→ EXERCISE GOAL
Exclude the pictures and reproduce the remaining data exactly as written.
━━ STORED DATA
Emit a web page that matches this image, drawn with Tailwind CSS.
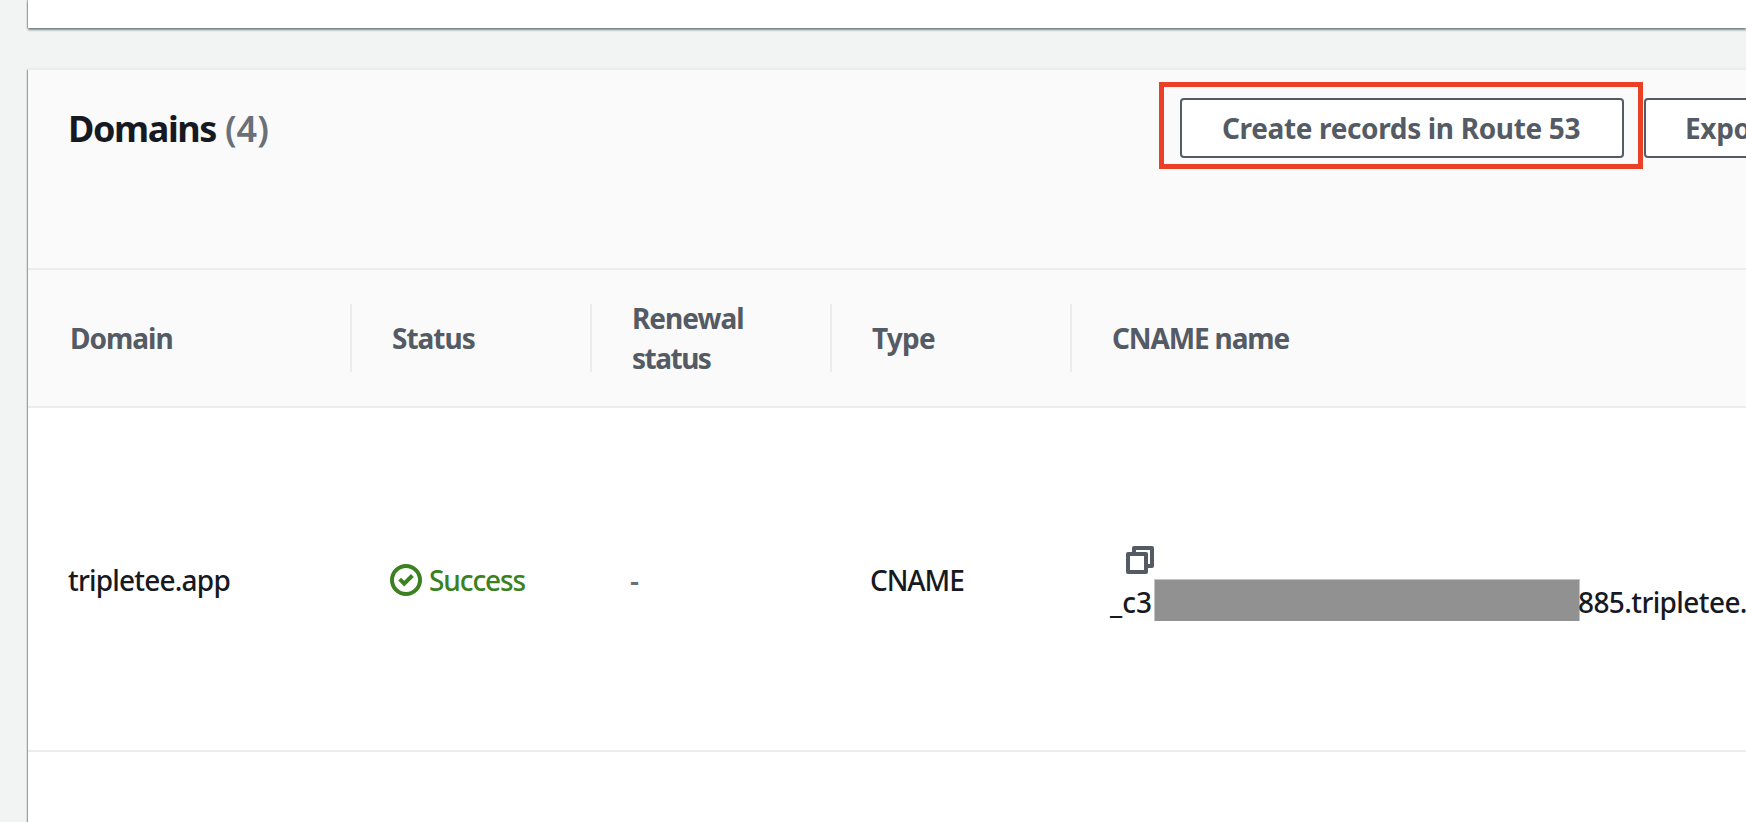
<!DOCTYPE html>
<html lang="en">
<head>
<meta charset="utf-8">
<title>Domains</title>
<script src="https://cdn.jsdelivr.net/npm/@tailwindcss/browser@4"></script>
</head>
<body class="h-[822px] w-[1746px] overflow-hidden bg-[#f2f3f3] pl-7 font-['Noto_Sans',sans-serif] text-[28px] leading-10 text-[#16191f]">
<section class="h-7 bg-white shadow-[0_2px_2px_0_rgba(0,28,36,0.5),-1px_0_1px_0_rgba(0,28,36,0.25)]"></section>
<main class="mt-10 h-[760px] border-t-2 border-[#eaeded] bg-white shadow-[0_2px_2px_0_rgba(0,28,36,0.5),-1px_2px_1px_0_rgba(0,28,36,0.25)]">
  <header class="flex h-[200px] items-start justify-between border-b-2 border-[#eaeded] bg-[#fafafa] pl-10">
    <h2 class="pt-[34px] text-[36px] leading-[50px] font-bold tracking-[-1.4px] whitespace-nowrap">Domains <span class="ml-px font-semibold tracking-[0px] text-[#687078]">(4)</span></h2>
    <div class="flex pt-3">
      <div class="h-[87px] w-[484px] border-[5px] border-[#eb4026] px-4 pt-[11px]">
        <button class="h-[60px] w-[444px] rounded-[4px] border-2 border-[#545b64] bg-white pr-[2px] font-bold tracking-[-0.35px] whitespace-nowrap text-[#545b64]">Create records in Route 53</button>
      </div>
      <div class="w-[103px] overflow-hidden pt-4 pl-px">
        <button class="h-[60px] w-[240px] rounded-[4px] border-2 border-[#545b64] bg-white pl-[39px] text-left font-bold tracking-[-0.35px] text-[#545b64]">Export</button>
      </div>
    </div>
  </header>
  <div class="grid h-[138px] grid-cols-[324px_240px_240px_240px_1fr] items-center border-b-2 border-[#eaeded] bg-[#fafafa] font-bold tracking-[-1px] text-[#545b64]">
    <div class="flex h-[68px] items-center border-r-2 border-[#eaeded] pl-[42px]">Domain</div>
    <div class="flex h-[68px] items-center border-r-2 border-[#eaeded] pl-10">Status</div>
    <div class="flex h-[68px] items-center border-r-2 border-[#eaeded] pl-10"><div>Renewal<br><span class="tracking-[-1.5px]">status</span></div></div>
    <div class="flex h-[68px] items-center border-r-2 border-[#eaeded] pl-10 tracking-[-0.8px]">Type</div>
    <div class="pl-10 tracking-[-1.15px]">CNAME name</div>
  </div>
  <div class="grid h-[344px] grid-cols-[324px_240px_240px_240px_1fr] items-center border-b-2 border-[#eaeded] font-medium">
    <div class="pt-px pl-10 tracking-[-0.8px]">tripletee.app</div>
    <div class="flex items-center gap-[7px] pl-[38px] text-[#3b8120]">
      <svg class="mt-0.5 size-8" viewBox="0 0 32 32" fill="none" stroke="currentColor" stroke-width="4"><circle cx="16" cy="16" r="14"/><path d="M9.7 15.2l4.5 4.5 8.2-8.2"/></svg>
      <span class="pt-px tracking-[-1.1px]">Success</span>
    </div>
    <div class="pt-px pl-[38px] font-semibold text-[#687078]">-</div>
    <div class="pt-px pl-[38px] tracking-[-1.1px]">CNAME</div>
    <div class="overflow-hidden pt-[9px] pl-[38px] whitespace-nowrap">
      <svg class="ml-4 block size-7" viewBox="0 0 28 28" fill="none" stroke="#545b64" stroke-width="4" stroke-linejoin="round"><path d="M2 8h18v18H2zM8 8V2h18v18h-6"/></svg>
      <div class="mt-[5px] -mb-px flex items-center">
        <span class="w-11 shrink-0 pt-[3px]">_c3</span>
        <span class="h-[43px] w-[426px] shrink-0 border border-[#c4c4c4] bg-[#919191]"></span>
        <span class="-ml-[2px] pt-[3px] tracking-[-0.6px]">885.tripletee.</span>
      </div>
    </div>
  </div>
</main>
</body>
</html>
━━━━
→ CORRECT RESPONSE
Emit a web page that matches this image, drawn with Tailwind CSS.
<!DOCTYPE html>
<html lang="en">
<head>
<meta charset="utf-8">
<title>Domains</title>
<script src="https://cdn.jsdelivr.net/npm/@tailwindcss/browser@4"></script>
</head>
<body class="h-[822px] w-[1746px] overflow-hidden bg-[#f2f3f3] pl-7 font-['Noto_Sans',sans-serif] text-[28px] leading-10 text-[#16191f]">
<section class="h-7 bg-white shadow-[0_2px_2px_0_rgba(0,28,36,0.5),-1px_0_1px_0_rgba(0,28,36,0.25)]"></section>
<main class="mt-10 h-[760px] border-t-2 border-[#eaeded] bg-white shadow-[0_2px_2px_0_rgba(0,28,36,0.5),-1px_2px_1px_0_rgba(0,28,36,0.25)]">
  <header class="flex h-[200px] items-start justify-between border-b-2 border-[#eaeded] bg-[#fafafa] pl-10">
    <h2 class="pt-[34px] text-[36px] leading-[50px] font-bold tracking-[-1.4px] whitespace-nowrap">Domains <span class="ml-px font-semibold tracking-[0px] text-[#687078]">(4)</span></h2>
    <div class="flex pt-3">
      <div class="h-[87px] w-[484px] border-[5px] border-[#eb4026] px-4 pt-[11px]">
        <button class="h-[60px] w-[444px] rounded-[4px] border-2 border-[#545b64] bg-white pr-[2px] font-bold tracking-[-0.35px] whitespace-nowrap text-[#545b64]">Create records in Route 53</button>
      </div>
      <div class="w-[103px] overflow-hidden pt-4 pl-px">
        <button class="h-[60px] w-[240px] rounded-[4px] border-2 border-[#545b64] bg-white pl-[39px] text-left font-bold tracking-[-0.35px] text-[#545b64]">Export</button>
      </div>
    </div>
  </header>
  <div class="grid h-[138px] grid-cols-[324px_240px_240px_240px_1fr] items-center border-b-2 border-[#eaeded] bg-[#fafafa] font-bold tracking-[-1px] text-[#545b64]">
    <div class="flex h-[68px] items-center border-r-2 border-[#eaeded] pl-[42px]">Domain</div>
    <div class="flex h-[68px] items-center border-r-2 border-[#eaeded] pl-10">Status</div>
    <div class="flex h-[68px] items-center border-r-2 border-[#eaeded] pl-10"><div>Renewal<br><span class="tracking-[-1.5px]">status</span></div></div>
    <div class="flex h-[68px] items-center border-r-2 border-[#eaeded] pl-10 tracking-[-0.8px]">Type</div>
    <div class="pl-10 tracking-[-1.15px]">CNAME name</div>
  </div>
  <div class="grid h-[344px] grid-cols-[324px_240px_240px_240px_1fr] items-center border-b-2 border-[#eaeded] font-medium">
    <div class="pt-px pl-10 tracking-[-0.8px]">tripletee.app</div>
    <div class="flex items-center gap-[7px] pl-[38px] text-[#3b8120]">
      <svg class="mt-0.5 size-8" viewBox="0 0 32 32" fill="none" stroke="currentColor" stroke-width="4"><circle cx="16" cy="16" r="14"/><path d="M9.7 15.2l4.5 4.5 8.2-8.2"/></svg>
      <span class="pt-px tracking-[-1.1px]">Success</span>
    </div>
    <div class="pt-px pl-[38px] font-semibold text-[#687078]">-</div>
    <div class="pt-px pl-[38px] tracking-[-1.1px]">CNAME</div>
    <div class="overflow-hidden pt-[9px] pl-[38px] whitespace-nowrap">
      <svg class="ml-4 block size-7" viewBox="0 0 28 28" fill="none" stroke="#545b64" stroke-width="4" stroke-linejoin="round"><path d="M2 8h18v18H2zM8 8V2h18v18h-6"/></svg>
      <div class="mt-[5px] -mb-px flex items-center">
        <span class="w-11 shrink-0 pt-[3px]">_c3</span>
        <span class="h-[43px] w-[426px] shrink-0 border border-[#c4c4c4] bg-[#919191]"></span>
        <span class="-ml-[2px] pt-[3px] tracking-[-0.6px]">885.tripletee.</span>
      </div>
    </div>
  </div>
</main>
</body>
</html>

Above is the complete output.